Not all of these things can be explained by the VESPA model, of course. Our students are relatively lucky: they have a hugely dedicated teaching staff, accomplished middle leaders and an impressive senior leadership team – all of these things count very much in their favour. Like any organisation, there are areas for improvement but, generally, the climate and culture is positive and aspirational.
But we did see a big jump in performance that has been consolidated since we introduced VESPA. It’s quick, clear, easy to implement and we hope it could do the same for you. 12
When goal pursuit is fueled by personal endorsement and valuing of the goal, commitment and persistence will be high. Ntoumanis et al. (2014), p. 226
We’ve all had those frustrating conversations that begin, ‘What do you want to do with your life?’ It’s a difficult question to answer; indeed, some students might not be able to answer this question for many years. We don’t believe that vision always has to be linked to having a clear career path. On the simplest level, it’s about knowing the outcomes you want to achieve.
Our research found that students without a goal or vision hit a ceiling and underperform by about one grade. Students who don’t have a clear outcome, who don’t know why they’re doing A levels, are usually the first to show decreased levels of effort when the going gets tough. Studies support this view: some researchers argue that setting a goal which is specific and challenging leads to increases in productivity (Locke and Latham, 1984).
We believe there are three parts to vision. First, it’s about having a clear goal that you want to achieve. Goal setting has been used in just about every field of life – from sport to business – to improve human productivity and potential.
Second, it’s about making an actionable plan. Arguably, the aspect of goal setting that is 14most often neglected is making a specific action plan. By breaking the goals down into subcomponents and then identifying actions needed to achieve these, students are more likely to maintain motivation.
Finally, vision is about the voluntary continuation of goal-directed action. This means sticking to the goal despite any obstacles or difficulties that arise. As mentioned in the introduction, this is what Duckworth et al. (2007) call ‘grit’.
Our initial observations on vision were straightforward: students with clear goals tended to outperform those without, we saw, year after year. Our response was understandably pragmatic – let’s ensure all students have a goal. So we asked them each to write down the grades that represented success for them. Following a meeting with us they could adjust the target grade against which their progress was monitored (although not downwards). Soon, we removed low target grades from our tracking systems. The past didn’t equal the future, and, anyway, it became clear that nobody wanted an E grade. We ensured that target grades didn’t change during the course of the two years, unless the student wanted them to. We introduced A* targets in Year 12, rather than springing them on students later. All of this helped, but we were missing the bigger picture: the answer to the question ‘Why are these grades important to you?’

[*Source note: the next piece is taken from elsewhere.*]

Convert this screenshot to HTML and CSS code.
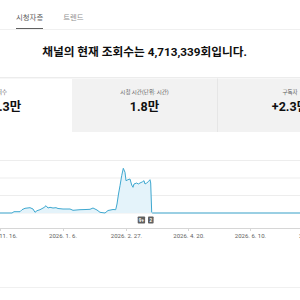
FILE: index.html
```html
<!DOCTYPE html>
<html lang="ko">
<head>
<meta charset="utf-8">
<link rel="stylesheet" href="styles.css">
</head>
<body>
<div class="page">
  <nav class="tabs">
    <div class="tab active">시청자층</div>
    <div class="tab">트렌드</div>
  </nav>
  <header class="headline">채널의 현재 조회수는 4,713,339회입니다.</header>
  <section class="cards">
    <div class="card selected">
      <div class="label">조회수</div>
      <div class="value">+14.3만</div>
    </div>
    <div class="card">
      <div class="label">시청 시간(단위: 시간)</div>
      <div class="value">1.8만</div>
    </div>
    <div class="card">
      <div class="label">구독자</div>
      <div class="value">+2.3만</div>
    </div>
  </section>
  <section class="chart">
    <svg class="chart-svg" width="300" height="155" viewBox="0 0 300 155">
      <g class="grid">
        <line x1="0" y1="28.5" x2="300" y2="28.5"/>
        <line x1="0" y1="46" x2="300" y2="46"/>
        <line x1="0" y1="63.5" x2="300" y2="63.5"/>
        <line x1="0" y1="81" x2="300" y2="81"/>
      </g>
      <polygon class="area" points="0,81 12,81 14,79.7 20,79.7 22,77.7 25,76.3 30,75.7 33,77 35,80.3 37,78.7 40,77.7 44,75.5 46,73.7 48,76 50,75.3 53,76 56,75.7 58,76.5 63,77 70,77 73,78.3 80,77.7 86,77.5 90,77.3 93,76 97,78 100,80.3 105,81 108,78.5 113,77.5 115.7,77.7 117,72 118.5,62 120,53.7 121.7,43.7 123.3,36.3 125,40.3 126,48.7 128,47.7 130,47 131.7,53 133,55.3 134,52 136.7,51 138.3,52 140,51 142.7,49.7 144,48.7 145,52 146.7,51 148.3,49.7 150,47.7 150.7,51 151.7,80.3 152.5,81"/>
      <polyline class="line" points="0,81 12,81 14,79.7 20,79.7 22,77.7 25,76.3 30,75.7 33,77 35,80.3 37,78.7 40,77.7 44,75.5 46,73.7 48,76 50,75.3 53,76 56,75.7 58,76.5 63,77 70,77 73,78.3 80,77.7 86,77.5 90,77.3 93,76 97,78 100,80.3 105,81 108,78.5 113,77.5 115.7,77.7 117,72 118.5,62 120,53.7 121.7,43.7 123.3,36.3 125,40.3 126,48.7 128,47.7 130,47 131.7,53 133,55.3 134,52 136.7,51 138.3,52 140,51 142.7,49.7 144,48.7 145,52 146.7,51 148.3,49.7 150,47.7 150.7,51 151.7,80.3 152.5,81 300,81"/>
      <g class="badges">
        <rect x="137.7" y="84.5" width="7.4" height="7" rx="0.8"/>
        <text x="141.4" y="89.7">9+</text>
        <rect x="148" y="84.5" width="5.6" height="7" rx="0.8"/>
        <text x="150.8" y="89.7">2</text>
      </g>
      <line class="axis" x1="0" y1="96.5" x2="300" y2="96.5"/>
      <g class="ticks">
        <line x1="0.5" y1="96.5" x2="0.5" y2="99"/>
        <line x1="63.5" y1="96.5" x2="63.5" y2="99"/>
        <line x1="126.5" y1="96.5" x2="126.5" y2="99"/>
        <line x1="188.5" y1="96.5" x2="188.5" y2="99"/>
        <line x1="250.5" y1="96.5" x2="250.5" y2="99"/>
      </g>
      <g class="xlabels">
        <text x="0" y="106">2025. 11. 16.</text>
        <text x="63" y="106">2026. 1. 6.</text>
        <text x="126.5" y="106">2026. 2. 27.</text>
        <text x="189" y="106">2026. 4. 20.</text>
        <text x="250.5" y="106">2026. 6. 10.</text>
        <text x="313" y="106">2026. 8. 1.</text>
      </g>
    </svg>
  </section>
</div>
</body>
</html>
```

FILE: styles.css
```css
html, body {
  margin: 0;
  padding: 0;
  background: #ffffff;
}

.page {
  width: 300px;
  height: 300px;
  overflow: hidden;
  font-family: Roboto, "Noto Sans CJK KR", sans-serif;
  color: #0f0f0f;
}

.tabs {
  display: flex;
  gap: 20px;
  padding-left: 16px;
  height: 29px;
  border-bottom: 1px solid #f0f0f0;
}

.tab {
  box-sizing: border-box;
  height: 29px;
  padding-top: 12.5px;
  font-size: 7.4px;
  line-height: 9px;
  color: #909090;
  border-bottom: 1.5px solid transparent;
}

.tab.active {
  color: #606060;
  border-bottom-color: #606060;
}

.headline {
  box-sizing: border-box;
  height: 48px;
  padding-top: 14.5px;
  padding-right: 11px;
  text-align: center;
  font-size: 11.7px;
  line-height: 15px;
  font-weight: 700;
  color: #0f0f0f;
  border-bottom: 1px solid #ececec;
}

.cards {
  display: flex;
  margin-left: -73px;
  height: 54px;
}

.card {
  box-sizing: border-box;
  flex: 0 0 145px;
  text-align: center;
  background: #f2f2f2;
  padding-top: 10px;
  border-top: 1px solid #f7f7f7;
}

.card + .card + .card {
  border-left: 1px solid #e6e6e6;
}

.card.selected {
  background: #ffffff;
}

.label {
  font-size: 5.5px;
  line-height: 7px;
  color: #606060;
}

.value {
  margin-top: 3px;
  font-size: 12.5px;
  line-height: 15px;
  font-weight: 700;
  color: #0f0f0f;
}

.chart {
  height: 155px;
  border-bottom: 1px solid #f0f0f0;
}

.chart-svg {
  display: block;
}

.grid line {
  stroke: #ededed;
  stroke-width: 1;
}

.area {
  fill: #e4f3fa;
}

.line {
  fill: none;
  stroke: #3ea8d0;
  stroke-width: 1;
  stroke-linejoin: round;
}

.axis, .ticks line {
  stroke: #d6d6d6;
  stroke-width: 1;
}

.badges rect {
  fill: #606060;
}

.badges text {
  fill: #ffffff;
  font-size: 4.6px;
  font-weight: 700;
  text-anchor: middle;
  font-family: Roboto, sans-serif;
}

.xlabels text {
  fill: #606060;
  font-size: 6px;
  text-anchor: middle;
  font-family: Roboto, sans-serif;
}
```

We knew the ownership piece of the puzzle was crucial, but that was where the journey became much tougher. There are some uncomfortable truths living here. Target-setting and relentless intervention with our ‘underperformers’, not because they wanted it but because we did, was problematic. Sure, there was a cultural component, we debated – we needed to have ambition for them even if they didn’t – but we knew there was more to it. The locus of control must lie as much with the individual as it does with the teacher’s hopes and expectations. Otherwise we risk creating passive consumers of learning who wait for support rather than seek it, then blame the institution for their poor grades. They might physically be there in the classroom, but they are not yet psychologically enrolled in the process of learning. People are all the same in this regard – we need to create and express our why.
So there’s a balance to be struck between relentless intervention and intrinsic motivation: a space in which students are challenged, supported and encouraged to explore their why and learn how to set effective and inspiring goals. 15
Our initial forays into encouraging A level students to explore their whys yielded confusing results. Whereas some would say ‘I plan on studying criminal law’ or ‘I really want to work in teaching’, others opted for (and these are all true) ‘I want to be famous’, ‘I’m going to be a professional footballer’, ‘I just want to be rich’, ‘I’m going to be a lifestyle influencer’ or ‘I want a Lexus.’

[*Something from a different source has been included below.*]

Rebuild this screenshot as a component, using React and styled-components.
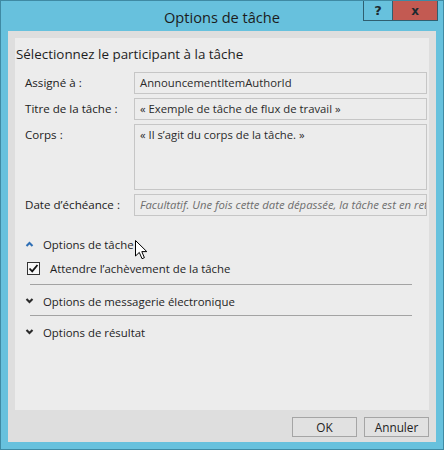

We struggled to deal with these kinds of goals until we discovered the work of three academic researchers working across two universities. Beattie, Laliberté and Oreopoulos’s 2016 paper Thrivers and Divers made manifest a number of issues we were seeing with these types of goal. In brief, they took a representative sample of first-year undergraduate students doing economics at the University of Toronto and asked them to fill in questionnaires about how hard they worked, the number of hours’ part-time work they did per week, and crucially, the sorts of goals they had for the year ahead. The entry requirements are rigorous, and so the students on the course were all sparky high achievers. At the end of the year, the researchers compared the questionnaires of the students in the bottom 10% for academic performance (the ‘divers’) with those in the top 10% (the ‘thrivers’). There were some interesting outcomes regarding effort, but it was the goal setting that stood out for us.

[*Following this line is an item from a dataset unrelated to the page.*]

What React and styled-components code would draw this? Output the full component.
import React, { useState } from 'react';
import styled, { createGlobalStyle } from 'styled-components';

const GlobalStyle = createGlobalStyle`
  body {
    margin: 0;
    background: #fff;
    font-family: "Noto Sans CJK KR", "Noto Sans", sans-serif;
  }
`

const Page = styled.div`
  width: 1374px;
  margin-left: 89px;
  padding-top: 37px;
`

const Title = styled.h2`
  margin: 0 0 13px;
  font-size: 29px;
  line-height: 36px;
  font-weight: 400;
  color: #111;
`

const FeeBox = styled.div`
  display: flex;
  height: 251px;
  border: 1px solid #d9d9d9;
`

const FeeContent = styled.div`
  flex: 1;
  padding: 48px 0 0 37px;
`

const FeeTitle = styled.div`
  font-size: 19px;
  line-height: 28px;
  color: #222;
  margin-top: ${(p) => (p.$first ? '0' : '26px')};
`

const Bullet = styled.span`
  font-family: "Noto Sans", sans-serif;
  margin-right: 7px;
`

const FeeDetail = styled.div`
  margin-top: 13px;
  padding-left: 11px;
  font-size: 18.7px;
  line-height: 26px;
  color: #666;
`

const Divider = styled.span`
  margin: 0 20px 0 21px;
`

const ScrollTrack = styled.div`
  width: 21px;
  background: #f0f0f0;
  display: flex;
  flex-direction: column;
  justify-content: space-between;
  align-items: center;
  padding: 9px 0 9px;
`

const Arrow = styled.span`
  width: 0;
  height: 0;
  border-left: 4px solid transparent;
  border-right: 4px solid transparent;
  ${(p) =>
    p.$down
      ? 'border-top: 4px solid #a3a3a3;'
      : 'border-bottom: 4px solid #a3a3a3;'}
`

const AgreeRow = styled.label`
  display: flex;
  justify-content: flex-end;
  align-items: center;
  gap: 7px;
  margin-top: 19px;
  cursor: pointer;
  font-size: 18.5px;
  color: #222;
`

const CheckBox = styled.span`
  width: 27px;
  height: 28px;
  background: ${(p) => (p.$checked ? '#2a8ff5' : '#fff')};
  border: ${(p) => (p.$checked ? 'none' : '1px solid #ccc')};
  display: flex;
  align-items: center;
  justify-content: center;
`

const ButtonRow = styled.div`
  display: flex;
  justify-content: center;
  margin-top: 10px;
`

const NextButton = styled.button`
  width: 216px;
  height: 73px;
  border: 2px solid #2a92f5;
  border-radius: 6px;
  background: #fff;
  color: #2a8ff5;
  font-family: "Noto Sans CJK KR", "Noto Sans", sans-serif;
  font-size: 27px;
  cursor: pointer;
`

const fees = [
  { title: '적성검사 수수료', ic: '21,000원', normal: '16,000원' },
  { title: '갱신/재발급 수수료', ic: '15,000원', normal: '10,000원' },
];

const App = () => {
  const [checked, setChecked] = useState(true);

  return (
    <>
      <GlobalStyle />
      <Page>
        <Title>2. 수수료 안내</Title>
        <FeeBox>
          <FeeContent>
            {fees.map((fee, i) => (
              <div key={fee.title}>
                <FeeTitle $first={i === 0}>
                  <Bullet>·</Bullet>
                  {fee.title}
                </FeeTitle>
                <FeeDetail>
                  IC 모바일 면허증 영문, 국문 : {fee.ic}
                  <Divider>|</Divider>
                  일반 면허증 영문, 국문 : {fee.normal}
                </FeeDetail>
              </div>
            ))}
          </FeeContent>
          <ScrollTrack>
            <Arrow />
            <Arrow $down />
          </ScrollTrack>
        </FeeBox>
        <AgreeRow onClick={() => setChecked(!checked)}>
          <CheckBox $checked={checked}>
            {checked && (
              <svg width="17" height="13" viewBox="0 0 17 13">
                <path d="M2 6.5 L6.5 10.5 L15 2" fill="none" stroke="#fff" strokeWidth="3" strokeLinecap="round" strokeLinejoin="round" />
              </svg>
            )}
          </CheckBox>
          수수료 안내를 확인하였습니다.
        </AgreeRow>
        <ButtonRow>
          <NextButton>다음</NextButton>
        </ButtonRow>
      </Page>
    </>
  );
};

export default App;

Here are some of the goals set by the divers: ‘be rich’, ‘get rich quickly’, ‘being successful’, ‘having so many successful businesses’, ‘have my own company’, ‘have my own house and car’, ‘receive a high level of education’.
And here is a selection of thriver goals: ‘build something’, ‘… contribute to the human advancement of …’, ‘fix people’s problems’, ‘[be] an independent person who can deal with problems’, ‘working in the field of computer science’, ‘build a strong foundation to succeed’ (Beattie et al., 2016, p. 46, p. 49, p. 50 and p. 51).